Friday, August 5, 2016

Confession: I Wasn't A Faithful Christian


I don't know if I can remember the countless times I have made vows to the Lord. I said to Him: "Lord, I will pray every day for X amount of time. I will fast. I will be faithful. I won't do this again. I won't be distracted by the things of the world anymore, bla bla bla".

I did the whole Jonah thing every year, several times a year. I've been a Christian for 13 years so you do the math. I felt like a failure at this Christian living. It wasn't just about me not keeping my promises to God. It was also about believing that this was "just the way that it was supposed to be". I cannot tell you the countless times the Lord did amazing things for me. He dug me out of pits that were far too deep for me to come out of myself. Everything he did supernaturally stayed with me. It was an eternal imprint. But why didn't I sustain it? I didn't know how to and sometimes I just didn't want to. This is the reason I stopped binging on sermons or going to Christian events for a "high". I was tired of the temporary things and I knew I needed more. It wasn't for the lack of trying. My friends will tell you of the crazy commitments I would make. I would really truly wake up at 4am every day, read my Bible, pray and worship for at least 4 hours every day. I would truly do it. But no plans I could ever make were ever perfect- or constant. How can it be that God does something amazing in me and that I take measures to keep my freedom, but I still end up bound again?

The problem is that we don't understand Christian living. See, we were made to live with Him. The gospel was never meant to be just an experience. We were created to have a vibrant on-going and exciting relationship with Him. If I start quoting Bible verses that reflect this I would NEVER end! I am convinced now more than ever that the reason we don't get to keep our freedom for all of the amazing things the Lord does in our lives, is because of us!

First of all, we are not committed to living holy and obedient lives. But even if we do strive to live holy lives, we want to do it our way. We want to set our own parameters for what it means to be holy. No matter what you try to do, there is no way of getting around it! Our hearts need to be fully and completely in love and submitted to Jesus. But a heart that is fully and completely submitted to Jesus knows first that it is loved. Did you know that most Christians do not receive the love of God? No. We'd rather earn love than receive it freely. We have disbelief, doubt and pride to the core of our beings. It all happens in a chain of events:

We don't believe God loves us freely. We don't believe we have been made new creations in Him. We don't receive God's love. We can't love ourselves. We can't love others. We resort to our human logic and plans.

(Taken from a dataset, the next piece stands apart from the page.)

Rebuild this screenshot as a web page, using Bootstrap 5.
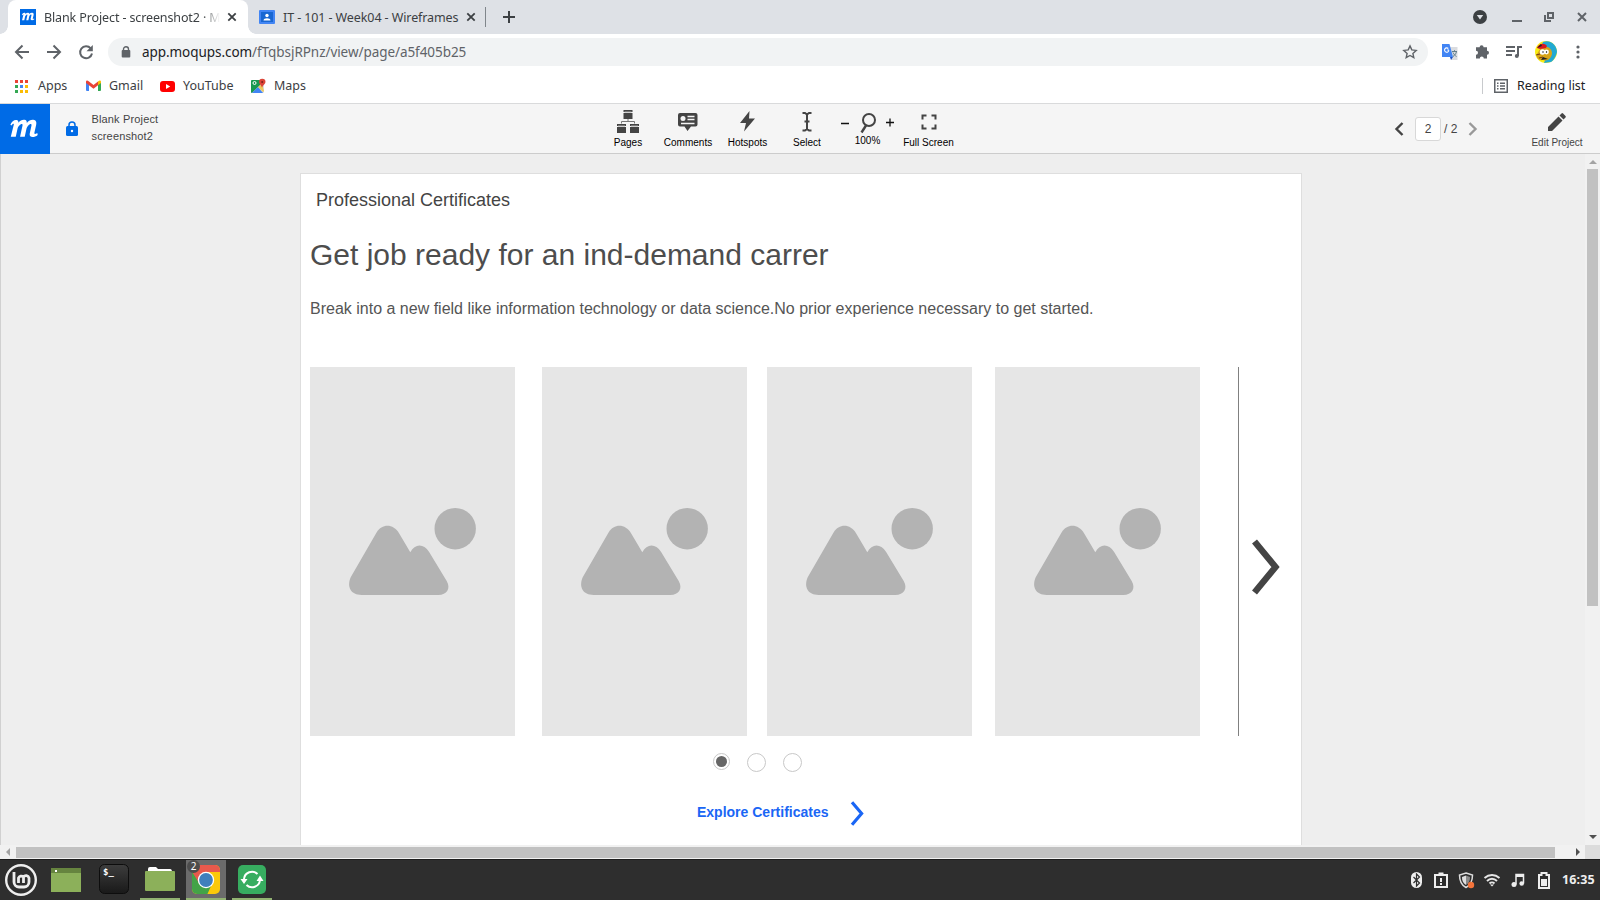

The second thing we do is that we compromise! We want the gospel to be comfortable and it was never meant to be comfortable! Full of love, joy, peace, patience, kindness, goodness, faithfulness and self-control? Yes! But comfortability? Most definitely not. We live in disobedience. We have no idea who our God is. It truly pains my heart. I have lived 13 years of my Christian life this way too but

I got tired.

Not only was I proven over and over again that all passes away but God, but I also knew that I had to change the way I was doing things and start living with Him. Every day. Did you know that wherever I am, God is there too with me? He loves me so much. He never wants to leave me. And I never want to leave Him. I want to be with Him all the time. I want to take out of my life anything and everything that separates me from Him or that doesn't allow me to have His presence always. It is so amazing to walk with Him and rely on Him. I still strive to wake up at 4am every day but even when I don't, it's okay. He never leaves me. I can talk to Him all day. It is so fun. I get to be grateful for the little things and watch Him perform miracles all throughout my day. It is the most amazing thing to walk with Jesus.

Have you tried it? You should. Lay down your life and follow Him. Maybe we'll get to tag-team one day being about our Father's business. I love you. Whoever you are. The Lord loves you so much. Let's have fun and watch heaven come.